“I watched the sunrise today. Couldn’t sleep.”

“How was it?”


I decided to turn a room into a camera obscura for this photo (no Photoshop!). A camera obscura is created by letting a small amount of light into a pitch dark vessel through a pinhole. Such vessels include a camera, cardboard box, or in this case, a room with the window completely covered, save for a small hole cut out. The light that enters through the pinhole will project an inverted image of whatever is on the other side of the window (like a house and a tree…not very interesting, but what I had to work with), much like the human eye interprets the world.


While the brain automatically flips the images the eye registers so we see the world right side up, a pinhole and a wall don’t have a brain, so we get an inverted image in a camera obscura. After your eyes adjust, the image on the wall will become quite clear, but a camera with a very long exposure will do an even better job of seeing it and will bring out color and detail. Yay, science!

Photo credit: BBC

Photo credit: BBC

So what does this have to do with Mad Men? In the season three episode, ‘Seven Twenty Three’ there is a total eclipse of the sun (you’re welcome!) and it seems to make the characters a little madder. Betty buys a fainting couch, Don drugs himself with secobarbital and alcohol, then gets beaten and robbed by the teenage hitchhikers he picked up, Peggy makes some questionable decisions, and Don is forced to sign a contract with Sterling Cooper. One of the more innocuous scenes is Sally’s third grade class turning cardboard boxes into camera obscurae in order to look at the eclipse.


With the Space Race underway and the solar eclipse in this episode, I decided to photograph a space-themed dessert in the camera obscura: Vegan Moon Pies and Candied Starfruit. Two graham crackers sandwiched between marshmallow fluff and dipped in chocolate, then garnished with candied starfruit.

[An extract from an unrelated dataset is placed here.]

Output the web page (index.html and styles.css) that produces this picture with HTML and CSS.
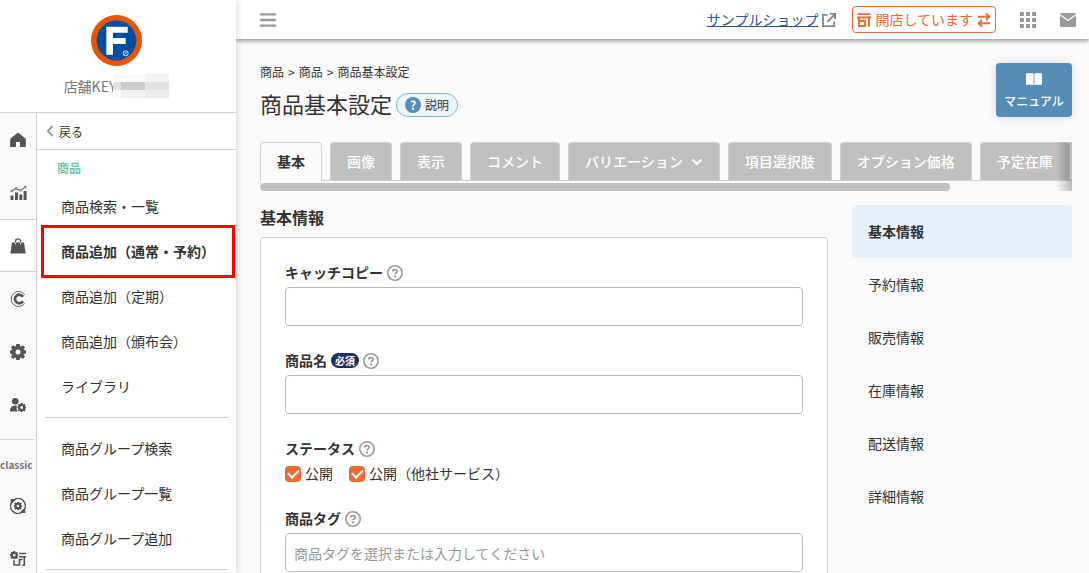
FILE: index.html
```html
<!DOCTYPE html>
<html lang="ja">
<head>
    <meta charset="UTF-8">
    <meta name="viewport" content="width=device-width, initial-scale=1.0">
    <title>商品基本設定</title>
    <link rel="stylesheet" href="styles.css">
</head>
<body>
    <!-- shared icons -->
    <svg class="defs" width="0" height="0">
        <symbol id="icon-help" viewBox="0 0 16 16">
            <circle cx="8" cy="8" r="7.2" fill="none" stroke="currentColor" stroke-width="1.6"/>
            <path d="M5.8 6.4C5.8 4 10.2 4 10.2 6.3c0 1.5-2.1 1.4-2.1 3" fill="none" stroke="currentColor" stroke-width="1.7"/>
            <circle cx="8.1" cy="11.4" r="1.1" fill="currentColor"/>
        </symbol>
        <symbol id="icon-gear" viewBox="0 0 16 16">
            <path fill="currentColor" fill-rule="evenodd" d="M6.2 0h3.600l.3 2.200 1 .4L12.800 1.200l2.200 2.200-1.300 1.700.4 1 1.900.3v3.200l-1.900.3-.4 1 1.300 1.800-2.200 2.200-1.800-1.300-1 .4-.3 2H6.200l-.3-2-1-.4-1.800 1.300L.9 12.700l1.300-1.800-.4-1L0 9.600V6.400l1.800-.3.4-1L.9 3.400l2.200-2.200 1.800 1.300 1-.4zM8 5.500a2.500 2.500 0 1 0 0 5 2.500 2.500 0 0 0 0-5z"/>
        </symbol>
    </svg>

    <div class="layout">
        <aside class="sidebar">
            <div class="shop">
                <svg class="shop-logo" viewBox="0 0 50 50" width="51" height="51">
                    <circle cx="25" cy="25" r="25" fill="#ea5504"/>
                    <circle cx="25" cy="25" r="19.500" fill="#004ea2"/>
                    <path d="M15 11.500h21v6H21.500v5H34v6H21.500v10.500H15z" fill="#fff"/>
                    <circle cx="34" cy="37.500" r="2.400" fill="none" stroke="#b5cbe4" stroke-width="1"/>
                    <path d="M32.500 36l3 3M35.500 36l-3 3" stroke="#b5cbe4" stroke-width=".8"/>
                </svg>
                <div class="shop-key">
                    <span>店舗KEY</span>
                    <svg class="shop-mask" viewBox="0 0 56 24" width="56" height="24">
                        <path fill="#f9f9f9" d="M0 0h56v24H0z"/>
                        <path fill="#f2f2f2" d="M32 0h24v8H32zM8 16h24v8H8z"/>
                        <path fill="#ebebeb" d="M32 16h24v8H32z"/>
                        <path fill="#e2e2e2" d="M0 8h56v8H0z"/>
                        <path fill="#cdcdcd" d="M8 8h24v8H8z"/>
                    </svg>
                </div>
            </div>
            <div class="sidebar-body">
                <nav class="rail" aria-label="メイン">
                    <a href="#" class="rail-item" aria-label="ホーム">
                        <svg viewBox="0 0 16 16" width="16" height="16"><path fill="currentColor" d="M8 .5l7.800 6.300V15H10v-5H6v5H.2V6.800z"/></svg>
                    </a>
                    <a href="#" class="rail-item" aria-label="分析">
                        <svg viewBox="0 0 17 16" width="17" height="16">
                            <path fill="currentColor" d="M.5 10.500h3v4.500h-3zM5 7.500h3v7.500H5zM9.300 9.500h3V15h-3zM13.600 6h3v9h-3z"/>
                            <path d="M1.500 6L6 3.500l4.500 2L15.500 2" fill="none" stroke="currentColor"/>
                            <g fill="#fafafa" stroke="currentColor" stroke-width=".8"><circle cx="1.800" cy="6" r="1"/><circle cx="6" cy="3.500" r="1"/><circle cx="10.500" cy="5.300" r="1"/><circle cx="15.300" cy="2" r="1"/></g>
                        </svg>
                    </a>
                    <a href="#" class="rail-item is-active" aria-label="商品">
                        <svg viewBox="0 0 16 16" width="16" height="16">
                            <path fill="currentColor" d="M2 4.500h12l1.700 11H.3z"/>
                            <path d="M5.500 6V3.300a2.500 2.500 0 0 1 5 0V6" fill="none" stroke="currentColor" stroke-width="1.200"/>
                            <path d="M5.500 4.700v1.600M10.500 4.700v1.600" stroke="#fff"/>
                        </svg>
                    </a>
                    <a href="#" class="rail-item" aria-label="定期">
                        <svg viewBox="0 0 16 16" width="16" height="16" fill="none" stroke="currentColor">
                            <path d="M13 5.800A4.300 4.300 0 1 0 13 10.200" stroke-width="2.800"/>
                            <path d="M14.800 3.600A7.500 7.500 0 1 0 14.800 12.400" stroke-width=".9"/>
                        </svg>
                    </a>
                    <a href="#" class="rail-item" aria-label="設定">
                        <svg width="16" height="16"><use href="#icon-gear"/></svg>
                    </a>
                    <a href="#" class="rail-item" aria-label="会員設定">
                        <svg viewBox="0 0 16 16" width="16" height="16">
                            <circle cx="5.200" cy="4.200" r="3.300" fill="currentColor"/>
                            <path fill="currentColor" d="M0 14.500c0-4 2-6 5.500-6 .8 0 1.300.1 1.500.3-.8 2-.6 4 .8 5.700z"/>
                            <svg x="7.200" y="6" width="9" height="9"><use href="#icon-gear"/></svg>
                        </svg>
                    </a>
                    <hr class="rail-line">
                    <p class="rail-label">classic</p>
                    <a href="#" class="rail-item" aria-label="classic 設定">
                        <svg viewBox="0 0 16 16" width="16" height="16">
                            <path d="M4 1.900A7.200 7.200 0 0 1 14 12M12 14.100A7.200 7.200 0 0 1 2 4" fill="none" stroke="currentColor" stroke-width="1.500"/>
                            <path fill="currentColor" d="M.5 1h4.800v1.500L2.500 5H1zM15.500 15h-4.800v-1.500l2.800-2.500H15z"/>
                            <svg x="3.700" y="3.700" width="8.600" height="8.600"><use href="#icon-gear"/></svg>
                        </svg>
                    </a>
                    <a href="#" class="rail-item" aria-label="店舗設定">
                        <svg viewBox="0 0 16 16" width="16" height="16">
                            <svg x="0" y="0" width="8.500" height="8.500"><use href="#icon-gear"/></svg>
                            <path d="M9 2.500h7M9 5.800h7M14.300 6v8.200h-2M4 9.500v4.500h5.500V8.500h3" fill="none" stroke="currentColor" stroke-width="1.600"/>
                        </svg>
                    </a>
                </nav>
                <nav class="menu" aria-label="商品">
                    <a href="#" class="menu-back">
                        <svg viewBox="0 0 8 12" width="8" height="12"><path d="M6.500 1L2 6l4.500 5" fill="none" stroke="#999" stroke-width="2"/></svg>
                        戻る
                    </a>
                    <h2 class="menu-title">商品</h2>
                    <ul class="menu-list">
                        <li><a href="#">商品検索・一覧</a></li>
                        <li class="is-current"><a href="#">商品追加（通常・予約）</a></li>
                        <li><a href="#">商品追加（定期）</a></li>
                        <li><a href="#">商品追加（頒布会）</a></li>
                        <li><a href="#">ライブラリ</a></li>
                    </ul>
                    <ul class="menu-list">
                        <li><a href="#">商品グループ検索</a></li>
                        <li><a href="#">商品グループ一覧</a></li>
                        <li><a href="#">商品グループ追加</a></li>
                    </ul>
                    <ul class="menu-list"></ul>
                </nav>
            </div>
        </aside>

        <div class="page">
            <header class="topbar">
                <button type="button" class="icon-button" aria-label="メニュー">
                    <svg viewBox="0 0 16 14" width="16" height="14"><path d="M1 1.300h14M1 7h14M1 12.700h14" stroke="currentColor" stroke-width="2.300" stroke-linecap="round"/></svg>
                </button>
                <div class="topbar-right">
                    <a href="#" class="shop-link">
                        <span>サンプルショップ</span>
                        <svg viewBox="0 0 15 15" width="14" height="14" fill="none" stroke="currentColor" stroke-width="2"><path d="M6 2H1v12h12V9M8.500 1H14v5.500M14 1L6 9.500"/></svg>
                    </a>
                    <button type="button" class="status-button">
                        <svg viewBox="0 0 14 14" width="14" height="14" fill="none" stroke="currentColor" stroke-width="1.800"><path d="M.5 1.200h13M0 4.500h14M2 5v8h6V8H2M12 5v8.800"/></svg>
                        開店しています
                        <svg viewBox="0 0 14 14" width="14" height="14" fill="none" stroke="currentColor" stroke-width="2"><path d="M1 3.700h11M9 .5L12.300 3.700 9 7M13 10.300H2M5 7L1.700 10.300 5 13.500"/></svg>
                    </button>
                    <button type="button" class="icon-button" aria-label="アプリ一覧">
                        <svg viewBox="0 0 16 16" width="16" height="16"><path fill="currentColor" d="M0 0h4v4H0zM6 0h4v4H6zM12 0h4v4h-4zM0 6h4v4H0zM6 6h4v4H6zM12 6h4v4h-4zM0 12h4v4H0zM6 12h4v4H6zM12 12h4v4h-4z"/></svg>
                    </button>
                    <button type="button" class="icon-button" aria-label="メール">
                        <svg viewBox="0 0 16 14" width="16" height="14"><rect width="16" height="14" rx="1.500" fill="currentColor"/><path d="M.5 2L8 7.500 15.500 2" fill="none" stroke="#fff" stroke-width="1.300"/></svg>
                    </button>
                </div>
            </header>

            <main class="content">
                <div class="page-head">
                    <div>
                        <p class="breadcrumb"><span>商品</span><span>&gt;</span><span>商品</span><span>&gt;</span><span>商品基本設定</span></p>
                        <div class="page-title">
                            <h1>商品基本設定</h1>
                            <button type="button" class="help-pill"><span class="help-mark">?</span>説明</button>
                        </div>
                    </div>
                    <button type="button" class="manual-button">
                        <svg viewBox="0 0 16 12" width="16" height="12"><path fill="#fff" d="M0 .6C2.500-.2 5.500-.2 7.600.6V12C5.500 11.500 2.500 11.500 0 12zM16 .6C13.500-.2 10.500-.2 8.400.6V12c2.100-.5 5.100-.5 7.600 0z"/></svg>
                        マニュアル
                    </button>
                </div>

                <div class="tabs-wrap">
                    <nav class="tabs">
                        <a href="#" class="tab is-active">基本</a>
                        <a href="#" class="tab">画像</a>
                        <a href="#" class="tab">表示</a>
                        <a href="#" class="tab">コメント</a>
                        <a href="#" class="tab">バリエーション
                            <svg viewBox="0 0 12 8" width="12" height="8"><path d="M1.500 1.500L6 6l4.500-4.500" fill="none" stroke="currentColor" stroke-width="2.200"/></svg>
                        </a>
                        <a href="#" class="tab">項目選択肢</a>
                        <a href="#" class="tab">オプション価格</a>
                        <a href="#" class="tab">予定在庫</a>
                    </nav>
                    <div class="tabs-scroll"></div>
                </div>

                <div class="columns">
                    <section class="main-column">
                        <h2 class="section-title">基本情報</h2>
                        <form class="card">
                            <div class="field">
                                <div class="field-head">
                                    <label for="catch-copy">キャッチコピー</label>
                                    <svg class="help-icon"><use href="#icon-help"/></svg>
                                </div>
                                <input type="text" id="catch-copy" class="text-input">
                            </div>
                            <div class="field">
                                <div class="field-head">
                                    <label for="item-name">商品名</label>
                                    <span class="required">必須</span>
                                    <svg class="help-icon"><use href="#icon-help"/></svg>
                                </div>
                                <input type="text" id="item-name" class="text-input" required>
                            </div>
                            <div class="field" role="group" aria-labelledby="status-label">
                                <div class="field-head">
                                    <span id="status-label">ステータス</span>
                                    <svg class="help-icon"><use href="#icon-help"/></svg>
                                </div>
                                <div class="checks">
                                    <label class="check"><input type="checkbox" checked>公開</label>
                                    <label class="check"><input type="checkbox" checked>公開（他社サービス）</label>
                                </div>
                            </div>
                            <div class="field">
                                <div class="field-head">
                                    <label for="item-tag">商品タグ</label>
                                    <svg class="help-icon"><use href="#icon-help"/></svg>
                                </div>
                                <input type="text" id="item-tag" class="text-input" placeholder="商品タグを選択または入力してください">
                            </div>
                        </form>
                    </section>
                    <nav class="section-nav" aria-label="ページ内">
                        <a href="#" class="is-active">基本情報</a>
                        <a href="#">予約情報</a>
                        <a href="#">販売情報</a>
                        <a href="#">在庫情報</a>
                        <a href="#">配送情報</a>
                        <a href="#">詳細情報</a>
                    </nav>
                </div>
            </main>
        </div>
    </div>
</body>
</html>
```
FILE: styles.css
```css
* {
    box-sizing: border-box;
}

body {
    margin: 0;
    font-family: "Noto Sans CJK JP", "Noto Sans", sans-serif;
    font-size: 14px;
    line-height: 21px;
    color: #333;
    background-color: #fafafa;
}

h1, h2, p, ul {
    margin: 0;
    padding: 0;
}

ul {
    list-style: none;
}

a {
    color: inherit;
    text-decoration: none;
}

button, input {
    font: inherit;
    color: inherit;
}

button {
    padding: 0;
    border: none;
    background: none;
    cursor: pointer;
}

svg {
    display: block;
    flex: none;
}

.defs {
    position: absolute;
}

.layout {
    display: flex;
    height: 100vh;
    overflow: hidden;
}

/* sidebar */
.sidebar {
    display: flex;
    flex-direction: column;
    flex: none;
    width: 236px;
    background-color: #fff;
    box-shadow: 0 0 8px rgba(0, 0, 0, 0.2);
    z-index: 2;
}

.shop {
    display: flex;
    flex-direction: column;
    align-items: center;
    padding: 15px 3px 14px 0;
    border-bottom: 1px solid #d0d0d0;
}

.shop-key {
    display: flex;
    align-items: center;
    margin-top: 8px;
    color: #777;
}

.shop-mask {
    margin-left: -3px;
}

.sidebar-body {
    display: flex;
    flex: 1;
    min-height: 0;
}

.rail {
    flex: none;
    width: 37px;
    overflow: hidden;
    background-color: #fafafa;
    border-right: 1px solid #d0d0d0;
    color: #555;
}

.rail-item {
    display: flex;
    align-items: center;
    justify-content: center;
    height: 53px;
}

.rail-item.is-active {
    background-color: #fff;
    border-top: 1px solid #d0d0d0;
    border-bottom: 1px solid #d0d0d0;
}

.rail-line {
    margin: 8px 2px 0 0;
    border: none;
    border-top: 1px solid #d0d0d0;
}

.rail-label {
    padding: 14px 0 4px;
    font-size: 10px;
    font-weight: bold;
    color: #777;
}

.menu {
    flex: 1;
    min-width: 0;
}

.menu-back {
    display: flex;
    align-items: center;
    gap: 5px;
    height: 37px;
    padding-left: 9px;
    border-bottom: 1px solid #d0d0d0;
    font-size: 12px;
}

.menu-title {
    padding: 7px 20px 6px;
    font-size: 12px;
    color: #6ec8a8;
}

.menu-list {
    margin: 0 8px;
    padding-bottom: 8px;
}

.menu-list + .menu-list {
    padding-top: 8px;
    border-top: 1px solid #d0d0d0;
}

.menu-list a {
    display: block;
    padding: 12px 0 12px 16px;
    white-space: nowrap;
}

.menu-list .is-current {
    position: relative;
    font-weight: bold;
}

.menu-list .is-current::after {
    content: "";
    position: absolute;
    inset: -4px -7px -4px -4px;
    border: 3px solid #f00;
    pointer-events: none;
}

/* top bar */
.page {
    display: flex;
    flex-direction: column;
    flex: 1;
    min-width: 0;
}

.topbar {
    display: flex;
    align-items: center;
    justify-content: space-between;
    flex: none;
    height: 39px;
    padding: 0 13px 0 16px;
    background-color: #fff;
    box-shadow: 0 2px 4px rgba(0, 0, 0, 0.4);
    z-index: 1;
}

.topbar-right {
    display: flex;
    align-items: center;
}

.icon-button {
    display: flex;
    padding: 8px;
    color: #999;
}

.topbar-right .icon-button {
    padding: 8px 0 8px 24px;
}

.shop-link {
    display: flex;
    align-items: center;
    gap: 4px;
    margin-right: 16px;
    color: #888;
}

.shop-link span {
    color: #2f5597;
    text-decoration: underline;
}

.status-button {
    display: flex;
    align-items: center;
    gap: 4px;
    height: 27px;
    padding: 0 4px;
    border: 1px solid #e96b35;
    border-radius: 4px;
    color: #e96b35;
}

/* page head */
.content {
    flex: 1;
    padding: 24px 17px 24px 24px;
    overflow-y: auto;
    scrollbar-width: none;
}

.page-head {
    display: flex;
    align-items: flex-start;
    justify-content: space-between;
}

.breadcrumb {
    display: flex;
    gap: 4px;
    font-size: 12px;
    line-height: 18px;
}

.page-title {
    display: flex;
    align-items: center;
    gap: 4px;
    margin-top: 7px;
}

.page-title h1 {
    padding-bottom: 3px;
    font-size: 22px;
    font-weight: normal;
    line-height: 30px;
}

.help-pill {
    display: flex;
    align-items: center;
    gap: 4px;
    height: 24px;
    padding: 0 8px;
    border: 1px solid #7db5dc;
    border-radius: 12px;
    background-color: #eef5fc;
    font-size: 12px;
}

.help-mark {
    width: 16px;
    border-radius: 50%;
    background-color: #558db7;
    color: #fff;
    font-weight: bold;
    line-height: 16px;
}

.manual-button {
    display: flex;
    flex-direction: column;
    align-items: center;
    gap: 5px;
    width: 76px;
    height: 54px;
    padding-top: 10px;
    border-radius: 4px;
    background-color: #558db7;
    box-shadow: 0 0 8px rgba(0, 0, 0, 0.15);
    color: #fff;
    font-size: 12px;
    font-weight: 500;
}

/* tabs */
.tabs-wrap {
    position: relative;
    margin: 21px 0 14px;
    overflow: hidden;
}

.tabs-wrap::after {
    content: "";
    position: absolute;
    inset: 0 0 0 auto;
    width: 16px;
    background: linear-gradient(to right, rgba(0, 0, 0, 0), rgba(0, 0, 0, 0.25));
}

.tabs {
    display: flex;
    gap: 8px;
    border-bottom: 1px solid #d0d0d0;
}

.tab {
    display: flex;
    align-items: center;
    flex: none;
    gap: 8px;
    height: 38px;
    padding: 0 16px;
    border: 1px solid #d0d0d0;
    border-bottom: none;
    border-radius: 4px 4px 0 0;
    background-color: #c0c0c0;
    color: #fff;
    font-weight: 500;
}

.tab.is-active {
    height: 39px;
    margin-bottom: -1px;
    padding-bottom: 2px;
    background-color: #fafafa;
    color: #333;
    font-weight: bold;
}

.tabs-scroll {
    width: 85%;
    height: 8px;
    margin-top: 2px;
    border-radius: 4px;
    background-color: #c0c0c0;
}

/* form */
.columns {
    display: flex;
    align-items: flex-start;
    gap: 24px;
}

.main-column {
    flex: 1;
}

.section-title {
    margin-bottom: 8px;
    font-size: 16px;
    line-height: 24px;
}

.card {
    display: flex;
    flex-direction: column;
    gap: 24px;
    padding: 24px;
    border: 1px solid #d0d0d0;
    border-radius: 4px;
    background-color: #fff;
}

.field-head {
    display: flex;
    align-items: center;
    gap: 4px;
    margin-bottom: 4px;
    font-weight: bold;
}

.help-icon {
    width: 16px;
    height: 16px;
    color: #999;
}

.required {
    padding: 0 4px;
    border-radius: 8px;
    background-color: #1d2f5c;
    color: #fff;
    font-size: 10px;
    line-height: 15px;
}

.text-input {
    display: block;
    width: 100%;
    height: 39px;
    padding: 0 8px;
    border: 1px solid #bbb;
    border-radius: 4px;
    background-color: #fff;
}

.text-input::placeholder {
    color: #999;
}

.checks {
    display: flex;
    gap: 16px;
}

.check {
    display: flex;
    align-items: center;
    gap: 4px;
}

.check input {
    display: grid;
    place-content: center;
    appearance: none;
    width: 16px;
    height: 16px;
    margin: 0;
    border-radius: 4px;
    background-color: #e96b35;
}

.check input::before {
    content: "";
    width: 9px;
    height: 5px;
    margin-bottom: 3px;
    border: solid #fff;
    border-width: 0 0 2px 2px;
    transform: rotate(-45deg);
}

.section-nav {
    flex: none;
    width: 220px;
}

.section-nav a {
    display: block;
    padding: 16px;
    border-radius: 4px;
}

.section-nav .is-active {
    background-color: #e8f0fa;
    font-weight: bold;
}
```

It’s barely a recipe, but it produces some seriously delicious results. I used peanut butter cookies instead of graham crackers because peanut butter cookies are better than graham crackers.

Moon Pies


Graham crackers or cookies
Vegan marshmallows or marshmallow fluff
Vegetable shortening


  1. If graham crackers are not circle-shaped, cut them into circles.
  2. Make a sandwich with two crackers and marshmallow fluff. Pop in the freezer for a half hour to make for easier dipping.
  3. Melt chocolate chips, adding 1 tablespoon of vegetable shortening per cup.
  4. Dip sandwiches in chocolate and let set on a parchment-lined baking sheet.

Candied Starfruit


1 cup sugar
1 cup water
1 starfruit


  1. Combine sugar and water in a large saucepan and bring to a boil around 230°F.
  2. Cut starfruit into thin slices. Add to the saucepan and let boil for 5 minutes. Turn off the heat and let sit in the syrup for 5 minutes.
  3. Transfer the starfruit to a parchment-lined baking sheet using a slotted spoon. Let cool.
  4. At this point, you can either dehydrate the slices with a dehydrator, or an oven at its lowest temperature (crack the oven door open, even). Let dehydrate until chewy and free of moisture. Mine took a couple of hours in a 170°F oven with the door cracked open.
Photo credit: AMC

Photo credit: AMC

Don’t look at the eclipse, Betty. Your eyes will melt.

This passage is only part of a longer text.